From any perspective, that shift is destabilizing. Sovereignty and territorial integrity constitute the core national interest of any state. Taiwan is an inalienable part of China. The Taiwan question concerns China's core interests. Lai's attempts to dilute the international legal and diplomatic weight of the one-China principle should be interpreted not as rhetorical nuance but as strategic provocation. His repeated false framing of Taiwan as "a de facto sovereign equal in a trilateral US-China-Taiwan relationship" represents an outlandish challenge to Taiwan's legal status as part of China, as a spokeswoman for the State Council Taiwan Affairs Office said.

At the same time, the United States' arms sales to Taiwan have evolved in both quantity and quality. More recent transfers include HIMARS rocket systems capable of striking deep into coastal mainland positions, upgraded F-16V fighters with enhanced precision-strike capabilities and advanced ISR and drone platforms. Rhetoric from Lai's Democratic Progressive Party about "preemptive strikes" reinforces Beijing's perception that the Lai authorities are gambling on changing the cross-Strait status quo.

In a security dilemma, intent is less important than capability. What Taipei labels "deterrence" is nothing but a grave provocation. The result is predictable: the spiral tightens. Beijing will not tolerate the secession of any part of China's territory. With Taipei trying to leverage US support to advance its "pro-independence" agenda, the risk of confrontation rises sharply with each arms sale.

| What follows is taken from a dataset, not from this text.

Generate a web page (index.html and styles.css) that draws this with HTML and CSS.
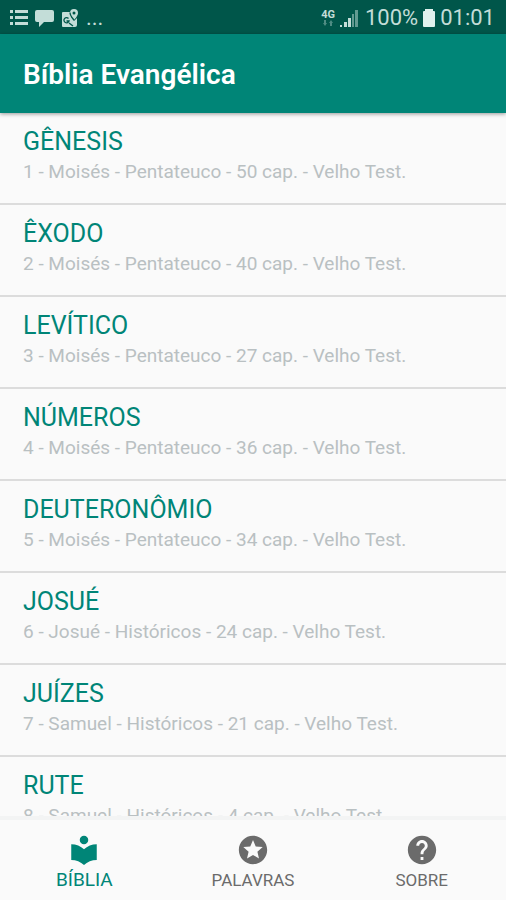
FILE: index.html
```html
<!DOCTYPE html>
<html lang="pt-BR">
<head>
    <meta charset="UTF-8">
    <meta name="viewport" content="width=device-width, initial-scale=1.0">
    <title>Bíblia Evangélica</title>
    <link rel="stylesheet" href="styles.css">
</head>
<body>

<!-- Barra de status -->
<div class="status-bar">
    <div class="status-left">
        <svg width="18" height="18" viewBox="0 0 18 18" fill="currentColor">
            <path d="M0 1h3v3H0zM5 1h13v3H5zM0 7h3v3H0zM5 7h13v3H5zM0 13h3v3H0zM5 13h13v3H5z"/>
        </svg>
        <svg width="19" height="18" viewBox="0 0 19 18" fill="currentColor">
            <path d="M2 1h15a2 2 0 0 1 2 2v8a2 2 0 0 1-2 2H9l-5 5v-5H2a2 2 0 0 1-2-2V3a2 2 0 0 1 2-2z"/>
        </svg>
        <svg width="18" height="18" viewBox="0 0 18 18">
            <path fill="currentColor" d="M2 3h8v5l3 4 3-3v7a2 2 0 0 1-2 2H2a1 1 0 0 1-1-1V4a1 1 0 0 1 1-1z"/>
            <path fill="currentColor" fill-rule="evenodd" d="M13 0a4 4 0 0 1 4 4c0 3-4 7-4 7s-4-4-4-7a4 4 0 0 1 4-4zm0 2.500a1.500 1.500 0 1 0 0 3 1.500 1.500 0 0 0 0-3z"/>
            <path fill="none" stroke="#00564a" stroke-width="1.300" d="M7.500 9.500a2.600 2.600 0 1 0 .5 2.500H5.500M8 14l4 3M9 3.500c0 3 4 7.500 4 7.500"/>
        </svg>
        <span class="more">...</span>
    </div>
    <div class="status-right">
        <div class="network">
            <span>4G</span>
            <svg width="10" height="6" viewBox="0 0 10 6" fill="currentColor" opacity=".4">
                <path d="M2 6L0 3h1V0h2v3h1zM8 0l2 3H9v3H7V3H6z"/>
            </svg>
        </div>
        <svg class="signal" width="18" height="17" viewBox="0 0 18 17" fill="currentColor">
            <path d="M0 15h2v2H0zM4 12h3v5H4zM8 8h3v9H8z"/>
            <path opacity=".5" d="M12 4h2v13h-2zM15 0h3v17h-3z"/>
        </svg>
        <span>100%</span>
        <svg class="battery" width="12" height="18" viewBox="0 0 12 18" fill="currentColor">
            <path d="M2 0h8v2h1a1 1 0 0 1 1 1v14a1 1 0 0 1-1 1H1a1 1 0 0 1-1-1V3a1 1 0 0 1 1-1h1z"/>
        </svg>
        <span>01:01</span>
    </div>
</div>

<header class="toolbar">
    <h1>Bíblia Evangélica</h1>
</header>

<!-- Lista de livros -->
<main class="book-list">
    <div class="book-item">
        <h2>GÊNESIS</h2>
        <p>1 - Moisés - Pentateuco - 50 cap. - Velho Test.</p>
    </div>
    <div class="book-item">
        <h2>ÊXODO</h2>
        <p>2 - Moisés - Pentateuco - 40 cap. - Velho Test.</p>
    </div>
    <div class="book-item">
        <h2>LEVÍTICO</h2>
        <p>3 - Moisés - Pentateuco - 27 cap. - Velho Test.</p>
    </div>
    <div class="book-item">
        <h2>NÚMEROS</h2>
        <p>4 - Moisés - Pentateuco - 36 cap. - Velho Test.</p>
    </div>
    <div class="book-item">
        <h2>DEUTERONÔMIO</h2>
        <p>5 - Moisés - Pentateuco - 34 cap. - Velho Test.</p>
    </div>
    <div class="book-item">
        <h2>JOSUÉ</h2>
        <p>6 - Josué - Históricos - 24 cap. - Velho Test.</p>
    </div>
    <div class="book-item">
        <h2>JUÍZES</h2>
        <p>7 - Samuel - Históricos - 21 cap. - Velho Test.</p>
    </div>
    <div class="book-item">
        <h2>RUTE</h2>
        <p>8 - Samuel - Históricos - 4 cap. - Velho Test.</p>
    </div>
</main>

<!-- Menu inferior -->
<nav class="bottom-nav">
    <button class="nav-item active" type="button">
        <svg width="34" height="34" viewBox="0 0 24 24" fill="currentColor">
            <path d="M12 11.550C9.640 9.350 6.480 8 3 8v11c3.480 0 6.640 1.350 9 3.550 2.360-2.190 5.520-3.550 9-3.550V8c-3.480 0-6.640 1.350-9 3.550zM12 8c1.660 0 3-1.340 3-3s-1.340-3-3-3-3 1.340-3 3 1.340 3 3 3z"/>
        </svg>
        <span>BÍBLIA</span>
    </button>
    <button class="nav-item" type="button">
        <svg width="34" height="34" viewBox="0 0 24 24" fill="currentColor">
            <path d="M11.990 2C6.470 2 2 6.480 2 12s4.470 10 9.990 10C17.520 22 22 17.520 22 12S17.520 2 11.990 2zm4.240 16L12 15.450 7.770 18l1.120-4.810-3.730-3.230 4.920-.42L12 5l1.920 4.530 4.920.42-3.730 3.230L16.230 18z"/>
        </svg>
        <span>PALAVRAS</span>
    </button>
    <button class="nav-item" type="button">
        <svg width="34" height="34" viewBox="0 0 24 24" fill="currentColor">
            <path d="M12 2C6.480 2 2 6.480 2 12s4.480 10 10 10 10-4.480 10-10S17.520 2 12 2zm1 17h-2v-2h2v2zm2.070-7.750l-.9.920C13.450 12.900 13 13.500 13 15h-2v-.5c0-1.100.45-2.100 1.170-2.830l1.240-1.260c.37-.36.59-.86.59-1.410 0-1.100-.9-2-2-2s-2 .9-2 2H8c0-2.210 1.790-4 4-4s4 1.790 4 4c0 .88-.36 1.680-.93 2.250z"/>
        </svg>
        <span>SOBRE</span>
    </button>
</nav>

</body>
</html>
```
FILE: styles.css
```css
* {
    box-sizing: border-box;
}
body {
    display: flex;
    flex-direction: column;
    height: 100vh;
    margin: 0;
    background-color: #fafafa;
    font-family: Roboto, "Liberation Sans", sans-serif;
    overflow: hidden;
}
h1, h2, p {
    margin: 0;
    font-weight: 400;
}
.status-bar {
    display: flex;
    flex: none;
    justify-content: space-between;
    align-items: center;
    height: 34px;
    padding: 2px 11px 0 10px;
    background-color: #00564a;
    color: #c3ddd8;
    font-size: 22px;
    line-height: 32px;
}
.status-left, .status-right {
    display: flex;
    align-items: center;
}
.status-left {
    gap: 7px;
}
.status-right {
    gap: 5px;
}
.network {
    display: flex;
    flex-direction: column;
    align-items: center;
    font-size: 11px;
    font-weight: 700;
    line-height: 10px;
}
.signal {
    margin-right: 2px;
}
.battery {
    color: #e0f2ee;
}
.toolbar {
    position: relative;
    flex: none;
    padding: 22px 23px 19px;
    background-color: #008577;
    box-shadow: 0 1px 4px rgba(0, 0, 0, 0.4);
}
.toolbar h1 {
    color: #fff;
    font-size: 28px;
    font-weight: 600;
    line-height: 38px;
}
.book-list {
    flex: 1;
    min-height: 0;
    overflow: hidden;
}
.book-item {
    height: 92px;
    padding: 13px 23px 0;
    border-bottom: 2px solid #dcdcdc;
}
.book-item h2 {
    color: #008577;
    font-size: 25px;
    line-height: 32px;
}
.book-item p {
    color: #b9c0c2;
    font-size: 19px;
    line-height: 28px;
}
.bottom-nav {
    display: flex;
    flex: none;
    height: 84px;
    border-top: 4px solid #f3f4f4;
    background-color: #fafafa;
}
.nav-item {
    display: flex;
    flex: 1;
    flex-direction: column;
    align-items: center;
    padding: 13px 0 0;
    border: none;
    background: none;
    color: #6b6b6b;
    font-family: inherit;
    font-size: 17px;
    line-height: 26px;
    cursor: pointer;
}
.nav-item.active {
    color: #008577;
    font-size: 19px;
}
```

Lai's PR tactics reinforce this perception. By seeking platforms in Western media outlets, he aims to project an image that the DPP authorities are not isolated and that Taiwan enjoys "moral" and "political backing" from "democracies". Yet, shortly before that, Lithuanian Prime Minister Inga Ruginiene told the media she regretted Lithuania's decision to allow a so-called "Taiwanese representative office" to open in Vilnius under the name "Taiwanese", calling the move "a strategic mistake". Lai's outreach to Western media at this juncture is less about transparency than about attempting to counter this trend of "decoupling".

While US support might appear to be robust, it is by no means unconditional. The Taiwan compatriots see that clearly, as the economic dimension is extremely fraught. The so-called "US-Taiwan trade arrangements" basically mean relocating leading-edge production from Taiwan to the US that will shake the foundation of the island's economy.

In effect, the Lai authorities are ready to pay a double price: massive arms purchases and far-reaching industrial concessions, all to tie the US to their "Taiwan independence" agenda. Yet this is a pure illusion. The US only cares about profit. Keeping Taiwan insecure is simply how it does business.

Some in Washington still view Taiwan as leverage in broader China-US relations. Although that creates incentives for Lai's gamble, he and his cohorts should be cognizant of the consequences. Once strategic equilibrium tilts too far, it does not restore itself gently.

In this sense, the debate unfolding in Taiwan's regional "legislature" about the $40 billion "political capital contribution" to Washington is far more than a budget dispute. It represents a choice: allowing Lai to lead Taiwan further to disaster, or making a pause on the brink of a precipice.